I hadn’t decided where I came down on some issues. It was more character-based. No one in my family was particularly fond of Nixon.

How did you get interested in ocean acidification?

The [Natural Resources Defense Council] approached me with the film “Acid Test” itself. They needed a narrator. Like most people, I had no idea about what was happening with the ocean. Scientists are just realizing now how sensitive the oceans are to carbon dioxide pollution and what it means for ocean life.

In the last five years, they’ve realized and been able to measure that the CO2, when mixed with seawater, creates carbonic acid, and our precious seas are more acidic. Now coral is being affected; plankton weighs 30 percent less. It’s already having a huge impact, and as just a concerned citizen, and frankly as an earthling, I wanted to get this message out, because people in America and our leaders want to stop this before it becomes irreversible.

Would you call yourself an environmentalist?


How’d you become interested in environmental issues?

I grew up on the planet. I appreciate everything I see. Growing up in New York state was hugely influential. We had leaders who understood they needed to protect the water supply. We have the Adirondacks, [which] I’ve been blessed to enjoy so much. We have the oceans, lakes, water. Even Central Park — as a New Yorker, I can say that.

I think it’s natural for human beings to care about their environment … so I think it was a very natural progression for me to go from someone who was aware of the environment to seeing it was in danger and wanting to help get the word out.

I imagine your being here today isn’t unrelated to your role in “Avatar.”

I was actually in Brooklyn giving out “Avatar” eco-warrior awards to some kids in the high school for writing very eloquent essays about how “Avatar” made them feel about the environment.

I think it touched a chord with people all over the world that can already see that we’re having a negative impact on our planet by burning fossil fuels and that it’s imperative that we start switching to a clean, green economy.

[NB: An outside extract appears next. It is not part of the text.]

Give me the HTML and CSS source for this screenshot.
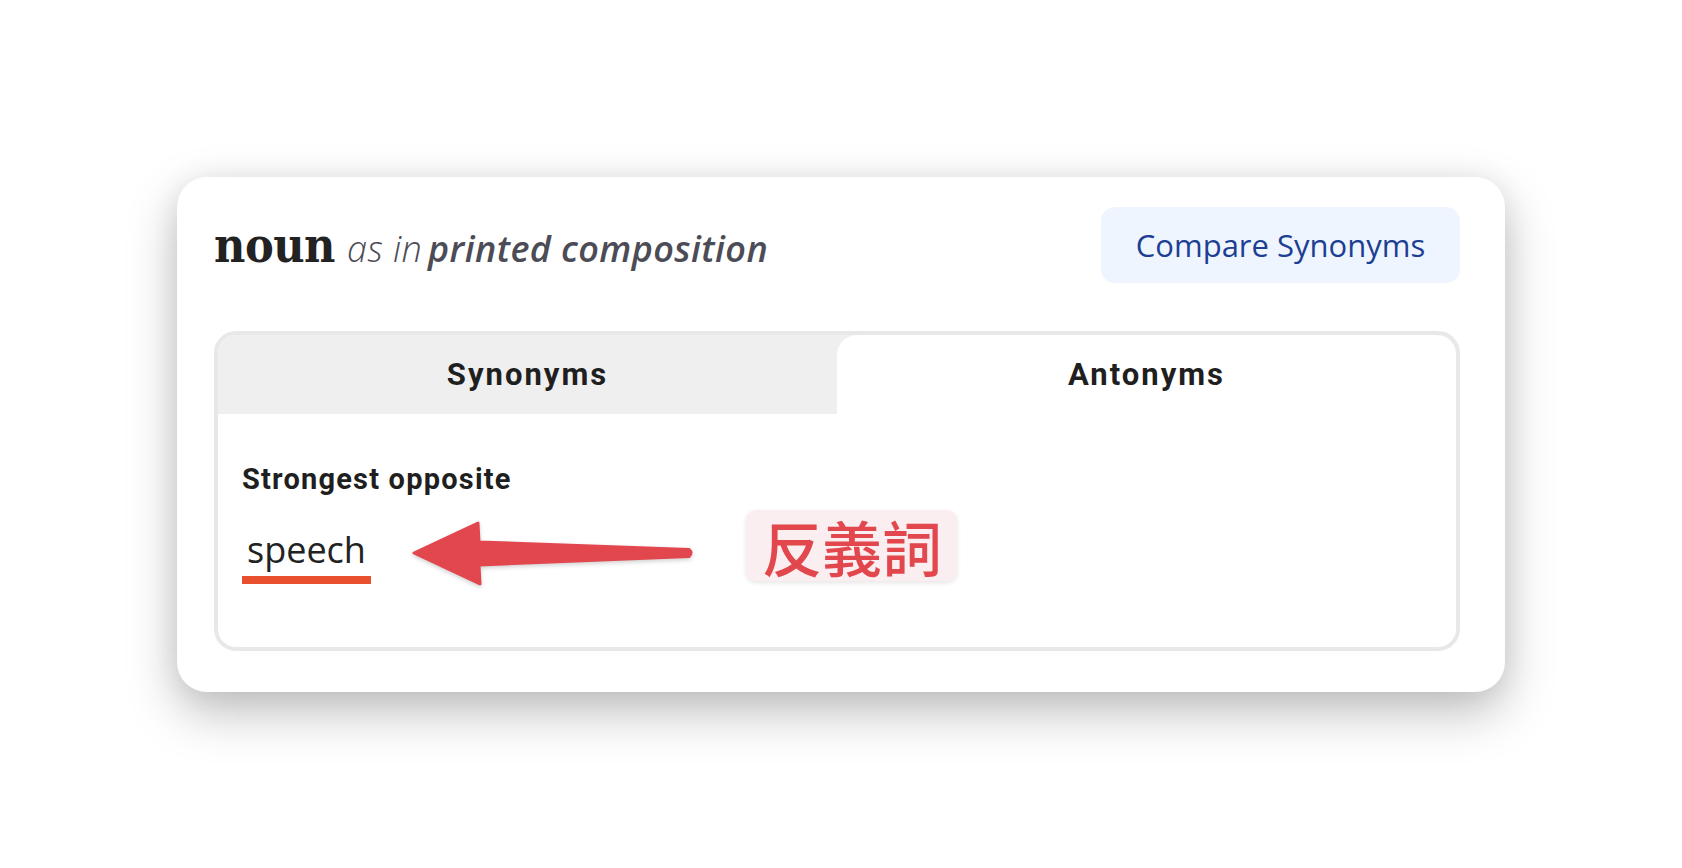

I think the movie’s very successful, it’s very entertaining, people love the love story, but what they talk about is how moving the movie is. A huge environmental message comes through the film, and it also seems to empower us with ownership of the planet — that it is up to us to fight for our natural resources and our natural landscapes and our fellow species. Unfortunately, man is greedy; corporations are greedy.

How do you prepare for a unique role like that?

One of the things that I liked about my part is that she’s a scientist. She unfortunately had to leave Earth because there was no botany left on the Earth.

We had a lot of science in the movie, some of which didn’t make it into the final cut. We had to figure out how scientists in the future would take samples. I think one of the reasons we wanted to do that is to encourage children to pursue science, and especially young girls.

Have you ever played a political figure in a movie?

I can’t remember that I have, but I’ve done some good research today.

And what are your conclusions? 

I have to say, I’m very impressed by some of the leadership on the climate bill. It’s a very interesting time to be a politician in this country. It takes tremendous energy to get points across and to work in a bipartisan fashion, and I have tremendous admiration for the senators I met today.

What else do you like to do besides make movies and talk about ocean acidification?

I love to hike, and I love to walk, and I love to go to some of these beautiful natural parts of our country. I don’t get to do it enough, but I really find that I get an incredible amount of sustenance from nature more and more as I get older — in every possible way: physically, emotionally.

What’s in store for you for the future?

I’m hoping I’ll continue to work for NRDC on these issues. They’re not going away, and I’d love to reach out to more people who I don’t think are aware of them.

On the job front, I think I’m playing a vampire next, and I have five movies coming out. And I hope I have a chance to do some hiking.

How did you prepare for your testimony?

At this point, because I made the film “Acid Test,” I think I just was able to build on what I already know.

I did try to learn more about the senators’ different positions and everything because, obviously, everyone needs to respect each other’s points of view.

But still, my job was to get the message across that we want action, that the status quo is not acceptable and that people should get in touch with their senators to tell them, and that they can watch the film “Acid Test.” The science is very clear and good for the whole family.

Were you nervous?

I have so much respect for these men and women, and it was such a thrill for me to meet Sen. Snowe, Sen. Cantwell, Sen. Lautenberg. I’m leaving Capitol Hill feeling very inspired by the leadership here. I think there’s a great chance to get this done.